### Available records
########################################

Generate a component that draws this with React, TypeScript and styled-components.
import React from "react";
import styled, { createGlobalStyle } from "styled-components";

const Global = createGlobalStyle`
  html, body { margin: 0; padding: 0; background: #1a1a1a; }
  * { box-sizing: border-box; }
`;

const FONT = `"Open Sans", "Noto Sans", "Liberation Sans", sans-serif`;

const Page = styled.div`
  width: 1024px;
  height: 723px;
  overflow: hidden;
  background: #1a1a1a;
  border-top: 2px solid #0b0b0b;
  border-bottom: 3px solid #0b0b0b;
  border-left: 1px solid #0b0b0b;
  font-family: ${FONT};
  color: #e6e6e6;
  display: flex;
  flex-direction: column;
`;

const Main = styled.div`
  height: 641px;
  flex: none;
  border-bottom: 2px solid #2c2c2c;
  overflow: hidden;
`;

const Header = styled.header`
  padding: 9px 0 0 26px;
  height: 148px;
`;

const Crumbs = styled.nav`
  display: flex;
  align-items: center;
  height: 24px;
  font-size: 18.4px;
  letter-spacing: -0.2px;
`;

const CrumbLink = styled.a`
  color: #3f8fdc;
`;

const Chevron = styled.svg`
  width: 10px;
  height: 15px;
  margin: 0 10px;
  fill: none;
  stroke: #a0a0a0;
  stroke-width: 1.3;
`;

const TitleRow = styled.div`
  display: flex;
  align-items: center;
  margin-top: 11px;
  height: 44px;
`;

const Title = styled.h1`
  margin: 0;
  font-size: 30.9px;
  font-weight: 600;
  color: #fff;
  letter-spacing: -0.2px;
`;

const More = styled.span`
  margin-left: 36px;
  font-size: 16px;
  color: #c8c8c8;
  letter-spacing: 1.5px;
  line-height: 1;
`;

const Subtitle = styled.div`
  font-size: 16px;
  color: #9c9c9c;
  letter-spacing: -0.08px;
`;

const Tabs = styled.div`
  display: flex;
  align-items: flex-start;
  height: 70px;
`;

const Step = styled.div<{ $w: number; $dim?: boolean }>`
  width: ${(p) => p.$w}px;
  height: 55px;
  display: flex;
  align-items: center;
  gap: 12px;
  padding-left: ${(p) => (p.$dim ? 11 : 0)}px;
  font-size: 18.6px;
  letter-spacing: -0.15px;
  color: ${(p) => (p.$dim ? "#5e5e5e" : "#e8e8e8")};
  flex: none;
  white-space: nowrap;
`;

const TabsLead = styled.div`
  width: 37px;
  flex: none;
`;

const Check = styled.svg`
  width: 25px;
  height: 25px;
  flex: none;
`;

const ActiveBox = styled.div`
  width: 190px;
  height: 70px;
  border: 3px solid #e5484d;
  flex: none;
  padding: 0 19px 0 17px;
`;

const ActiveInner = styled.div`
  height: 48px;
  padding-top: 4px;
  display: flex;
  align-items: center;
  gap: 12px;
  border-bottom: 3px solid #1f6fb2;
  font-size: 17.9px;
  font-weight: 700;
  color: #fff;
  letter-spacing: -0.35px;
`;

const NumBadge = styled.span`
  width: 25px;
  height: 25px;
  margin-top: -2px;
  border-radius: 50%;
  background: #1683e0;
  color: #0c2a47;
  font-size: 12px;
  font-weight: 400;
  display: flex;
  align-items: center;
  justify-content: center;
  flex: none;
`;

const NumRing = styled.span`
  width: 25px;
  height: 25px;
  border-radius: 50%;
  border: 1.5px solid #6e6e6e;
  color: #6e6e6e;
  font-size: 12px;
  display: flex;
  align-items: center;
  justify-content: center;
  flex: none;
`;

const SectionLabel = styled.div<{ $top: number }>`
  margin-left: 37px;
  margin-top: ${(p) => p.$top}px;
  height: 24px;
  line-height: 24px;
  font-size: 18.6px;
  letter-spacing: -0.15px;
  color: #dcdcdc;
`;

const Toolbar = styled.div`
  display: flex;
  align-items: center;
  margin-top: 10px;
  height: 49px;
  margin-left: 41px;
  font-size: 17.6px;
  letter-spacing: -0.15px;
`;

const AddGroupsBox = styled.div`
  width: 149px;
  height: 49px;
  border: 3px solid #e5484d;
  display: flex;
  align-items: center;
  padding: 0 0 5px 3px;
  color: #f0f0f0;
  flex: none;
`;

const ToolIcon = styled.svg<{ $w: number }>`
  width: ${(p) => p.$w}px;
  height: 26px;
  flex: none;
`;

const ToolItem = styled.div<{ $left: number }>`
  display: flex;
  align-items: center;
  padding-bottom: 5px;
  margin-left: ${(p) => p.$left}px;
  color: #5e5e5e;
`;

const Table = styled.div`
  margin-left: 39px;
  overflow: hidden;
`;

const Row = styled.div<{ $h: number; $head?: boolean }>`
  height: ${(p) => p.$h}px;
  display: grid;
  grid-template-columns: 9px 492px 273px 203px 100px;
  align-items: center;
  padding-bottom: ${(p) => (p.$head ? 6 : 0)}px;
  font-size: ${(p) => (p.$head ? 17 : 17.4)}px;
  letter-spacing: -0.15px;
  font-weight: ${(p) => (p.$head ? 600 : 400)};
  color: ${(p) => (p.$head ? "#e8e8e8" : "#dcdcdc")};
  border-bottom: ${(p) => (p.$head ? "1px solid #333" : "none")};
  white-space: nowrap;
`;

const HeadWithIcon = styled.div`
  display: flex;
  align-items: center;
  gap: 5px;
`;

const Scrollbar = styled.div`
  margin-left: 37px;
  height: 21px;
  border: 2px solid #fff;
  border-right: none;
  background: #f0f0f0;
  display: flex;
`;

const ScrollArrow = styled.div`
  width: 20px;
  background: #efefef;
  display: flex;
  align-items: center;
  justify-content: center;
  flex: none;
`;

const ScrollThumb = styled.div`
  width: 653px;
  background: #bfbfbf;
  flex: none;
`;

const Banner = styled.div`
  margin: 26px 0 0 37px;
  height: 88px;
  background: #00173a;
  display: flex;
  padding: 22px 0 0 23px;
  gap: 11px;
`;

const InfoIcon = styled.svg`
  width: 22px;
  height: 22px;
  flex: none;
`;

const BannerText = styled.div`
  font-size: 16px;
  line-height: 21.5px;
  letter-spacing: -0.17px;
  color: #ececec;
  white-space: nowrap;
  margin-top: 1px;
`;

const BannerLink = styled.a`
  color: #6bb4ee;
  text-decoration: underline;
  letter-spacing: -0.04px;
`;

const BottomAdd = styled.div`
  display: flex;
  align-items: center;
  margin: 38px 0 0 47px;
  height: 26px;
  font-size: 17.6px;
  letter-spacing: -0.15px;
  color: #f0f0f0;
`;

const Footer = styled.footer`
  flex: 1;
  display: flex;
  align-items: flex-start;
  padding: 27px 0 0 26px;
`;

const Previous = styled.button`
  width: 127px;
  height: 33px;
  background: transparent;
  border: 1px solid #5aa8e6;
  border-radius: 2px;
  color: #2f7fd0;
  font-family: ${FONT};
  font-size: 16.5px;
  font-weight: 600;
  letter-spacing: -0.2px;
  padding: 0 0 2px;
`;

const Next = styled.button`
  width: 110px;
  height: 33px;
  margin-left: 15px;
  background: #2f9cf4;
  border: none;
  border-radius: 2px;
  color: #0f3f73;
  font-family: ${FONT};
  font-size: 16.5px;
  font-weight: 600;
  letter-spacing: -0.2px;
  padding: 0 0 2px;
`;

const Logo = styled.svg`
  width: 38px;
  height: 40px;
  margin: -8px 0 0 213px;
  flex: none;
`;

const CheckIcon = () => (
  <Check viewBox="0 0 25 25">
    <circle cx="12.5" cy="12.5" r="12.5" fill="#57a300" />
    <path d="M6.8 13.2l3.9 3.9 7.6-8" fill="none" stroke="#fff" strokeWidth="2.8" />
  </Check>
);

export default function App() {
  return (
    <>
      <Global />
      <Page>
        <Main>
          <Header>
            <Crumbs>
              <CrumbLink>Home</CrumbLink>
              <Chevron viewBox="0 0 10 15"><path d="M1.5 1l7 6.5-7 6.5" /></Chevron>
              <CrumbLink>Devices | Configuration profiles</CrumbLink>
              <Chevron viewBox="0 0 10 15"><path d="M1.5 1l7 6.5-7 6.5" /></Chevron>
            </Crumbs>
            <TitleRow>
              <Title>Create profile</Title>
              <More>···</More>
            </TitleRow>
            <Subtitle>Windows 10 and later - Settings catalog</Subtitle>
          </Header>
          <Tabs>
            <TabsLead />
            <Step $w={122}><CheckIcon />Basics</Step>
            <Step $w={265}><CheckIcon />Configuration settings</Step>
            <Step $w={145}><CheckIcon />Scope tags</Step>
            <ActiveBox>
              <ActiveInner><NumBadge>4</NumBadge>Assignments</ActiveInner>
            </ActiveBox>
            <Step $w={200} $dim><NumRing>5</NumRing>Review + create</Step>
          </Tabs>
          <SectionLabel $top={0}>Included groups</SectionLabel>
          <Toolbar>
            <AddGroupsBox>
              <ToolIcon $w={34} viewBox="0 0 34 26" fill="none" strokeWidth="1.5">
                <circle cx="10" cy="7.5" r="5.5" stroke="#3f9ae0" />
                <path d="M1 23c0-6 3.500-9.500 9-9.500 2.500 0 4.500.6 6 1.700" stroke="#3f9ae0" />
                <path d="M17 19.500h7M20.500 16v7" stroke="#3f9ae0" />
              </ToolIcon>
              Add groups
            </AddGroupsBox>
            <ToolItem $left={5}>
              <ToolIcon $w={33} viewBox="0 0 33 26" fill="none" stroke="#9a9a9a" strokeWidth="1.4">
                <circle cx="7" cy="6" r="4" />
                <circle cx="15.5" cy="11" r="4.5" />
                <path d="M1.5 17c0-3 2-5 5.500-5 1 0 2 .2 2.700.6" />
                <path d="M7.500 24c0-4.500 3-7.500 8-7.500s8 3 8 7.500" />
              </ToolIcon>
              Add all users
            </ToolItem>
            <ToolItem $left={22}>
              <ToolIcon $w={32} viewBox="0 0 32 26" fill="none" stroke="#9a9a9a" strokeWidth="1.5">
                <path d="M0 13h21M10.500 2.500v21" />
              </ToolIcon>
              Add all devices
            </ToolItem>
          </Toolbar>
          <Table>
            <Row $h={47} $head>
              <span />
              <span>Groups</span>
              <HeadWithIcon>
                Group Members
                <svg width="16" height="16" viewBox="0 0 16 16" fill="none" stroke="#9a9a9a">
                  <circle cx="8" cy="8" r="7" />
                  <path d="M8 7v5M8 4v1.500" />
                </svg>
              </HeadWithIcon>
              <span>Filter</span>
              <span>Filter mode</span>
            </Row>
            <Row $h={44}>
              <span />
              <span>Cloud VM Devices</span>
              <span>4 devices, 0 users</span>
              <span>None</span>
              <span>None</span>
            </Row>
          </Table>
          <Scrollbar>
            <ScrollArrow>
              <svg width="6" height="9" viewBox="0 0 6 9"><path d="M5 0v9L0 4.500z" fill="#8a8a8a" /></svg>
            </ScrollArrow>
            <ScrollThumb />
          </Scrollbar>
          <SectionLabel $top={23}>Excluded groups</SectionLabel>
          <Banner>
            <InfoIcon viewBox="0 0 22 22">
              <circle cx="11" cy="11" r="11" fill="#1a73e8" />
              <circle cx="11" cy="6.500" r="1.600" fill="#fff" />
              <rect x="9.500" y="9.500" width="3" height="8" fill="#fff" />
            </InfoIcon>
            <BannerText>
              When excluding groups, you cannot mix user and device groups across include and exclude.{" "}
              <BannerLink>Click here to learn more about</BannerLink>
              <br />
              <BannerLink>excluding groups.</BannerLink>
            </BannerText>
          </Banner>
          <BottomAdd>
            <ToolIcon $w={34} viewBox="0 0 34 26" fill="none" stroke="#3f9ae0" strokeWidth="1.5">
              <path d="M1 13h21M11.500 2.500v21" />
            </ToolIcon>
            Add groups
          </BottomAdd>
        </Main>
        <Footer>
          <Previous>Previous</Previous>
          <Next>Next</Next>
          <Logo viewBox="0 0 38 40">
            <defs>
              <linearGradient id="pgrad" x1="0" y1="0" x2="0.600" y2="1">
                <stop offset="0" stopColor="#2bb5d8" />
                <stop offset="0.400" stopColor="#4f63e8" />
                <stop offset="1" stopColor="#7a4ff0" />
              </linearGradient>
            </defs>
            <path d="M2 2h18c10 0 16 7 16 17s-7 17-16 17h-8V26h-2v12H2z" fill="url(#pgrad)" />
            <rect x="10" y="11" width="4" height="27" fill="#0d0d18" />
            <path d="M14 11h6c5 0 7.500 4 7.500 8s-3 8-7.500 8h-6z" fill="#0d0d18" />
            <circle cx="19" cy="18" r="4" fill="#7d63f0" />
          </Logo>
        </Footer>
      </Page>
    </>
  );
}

########################################

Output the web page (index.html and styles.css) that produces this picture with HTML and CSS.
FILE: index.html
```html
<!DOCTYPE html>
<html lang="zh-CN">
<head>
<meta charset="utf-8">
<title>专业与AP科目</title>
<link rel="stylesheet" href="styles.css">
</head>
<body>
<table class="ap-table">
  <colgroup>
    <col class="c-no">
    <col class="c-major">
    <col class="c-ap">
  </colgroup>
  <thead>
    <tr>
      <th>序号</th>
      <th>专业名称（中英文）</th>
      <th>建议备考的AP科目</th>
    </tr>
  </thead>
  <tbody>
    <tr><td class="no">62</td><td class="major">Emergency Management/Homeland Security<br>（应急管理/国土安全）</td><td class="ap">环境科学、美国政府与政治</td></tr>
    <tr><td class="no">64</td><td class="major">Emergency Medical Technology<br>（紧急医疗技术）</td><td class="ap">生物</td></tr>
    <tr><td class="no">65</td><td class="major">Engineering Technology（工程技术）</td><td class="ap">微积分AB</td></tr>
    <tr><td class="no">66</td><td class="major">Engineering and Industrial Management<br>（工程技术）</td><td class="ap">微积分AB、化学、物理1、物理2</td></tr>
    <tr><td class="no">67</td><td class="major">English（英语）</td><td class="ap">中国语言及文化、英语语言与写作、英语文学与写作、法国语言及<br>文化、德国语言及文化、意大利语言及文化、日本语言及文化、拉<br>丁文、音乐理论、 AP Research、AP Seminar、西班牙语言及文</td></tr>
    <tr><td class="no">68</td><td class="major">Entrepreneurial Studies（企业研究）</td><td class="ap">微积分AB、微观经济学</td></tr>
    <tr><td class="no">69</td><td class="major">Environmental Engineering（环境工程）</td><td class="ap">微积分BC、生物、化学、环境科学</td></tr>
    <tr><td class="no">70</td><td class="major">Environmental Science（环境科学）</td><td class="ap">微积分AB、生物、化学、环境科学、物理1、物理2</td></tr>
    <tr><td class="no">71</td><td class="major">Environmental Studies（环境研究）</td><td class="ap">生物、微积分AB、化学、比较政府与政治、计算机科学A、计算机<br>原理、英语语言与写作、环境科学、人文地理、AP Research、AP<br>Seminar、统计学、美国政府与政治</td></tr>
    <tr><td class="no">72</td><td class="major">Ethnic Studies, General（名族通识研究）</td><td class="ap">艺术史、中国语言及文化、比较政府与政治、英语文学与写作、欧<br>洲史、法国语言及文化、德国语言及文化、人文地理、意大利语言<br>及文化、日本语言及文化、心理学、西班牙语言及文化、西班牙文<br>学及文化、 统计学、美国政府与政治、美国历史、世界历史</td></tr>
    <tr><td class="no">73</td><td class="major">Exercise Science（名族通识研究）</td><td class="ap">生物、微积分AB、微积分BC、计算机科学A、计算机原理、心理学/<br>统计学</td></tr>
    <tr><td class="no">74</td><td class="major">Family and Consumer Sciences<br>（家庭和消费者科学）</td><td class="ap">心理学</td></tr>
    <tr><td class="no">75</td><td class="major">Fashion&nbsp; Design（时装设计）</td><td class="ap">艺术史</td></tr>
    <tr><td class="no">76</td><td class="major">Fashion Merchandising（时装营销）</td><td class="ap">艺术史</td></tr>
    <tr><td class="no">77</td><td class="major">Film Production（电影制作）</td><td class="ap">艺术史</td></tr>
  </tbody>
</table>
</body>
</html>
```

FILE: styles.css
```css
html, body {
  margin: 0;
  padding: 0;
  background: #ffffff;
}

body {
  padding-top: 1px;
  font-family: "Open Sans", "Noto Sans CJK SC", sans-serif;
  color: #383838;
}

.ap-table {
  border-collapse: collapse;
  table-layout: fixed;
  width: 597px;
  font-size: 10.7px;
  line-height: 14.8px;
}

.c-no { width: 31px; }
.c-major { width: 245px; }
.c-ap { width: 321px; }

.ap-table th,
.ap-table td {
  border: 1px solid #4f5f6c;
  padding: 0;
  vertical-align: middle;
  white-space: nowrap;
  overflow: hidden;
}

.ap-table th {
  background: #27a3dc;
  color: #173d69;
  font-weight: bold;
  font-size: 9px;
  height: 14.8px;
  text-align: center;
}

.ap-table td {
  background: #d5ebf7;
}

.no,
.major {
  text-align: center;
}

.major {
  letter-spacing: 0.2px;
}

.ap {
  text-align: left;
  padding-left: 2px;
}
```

########################################

### Aim of the exercise
Show every line where the string "components" appears.

### Reply
Generate a component that draws this with React, TypeScript and styled-components.
import styled, { createGlobalStyle } from "styled-components";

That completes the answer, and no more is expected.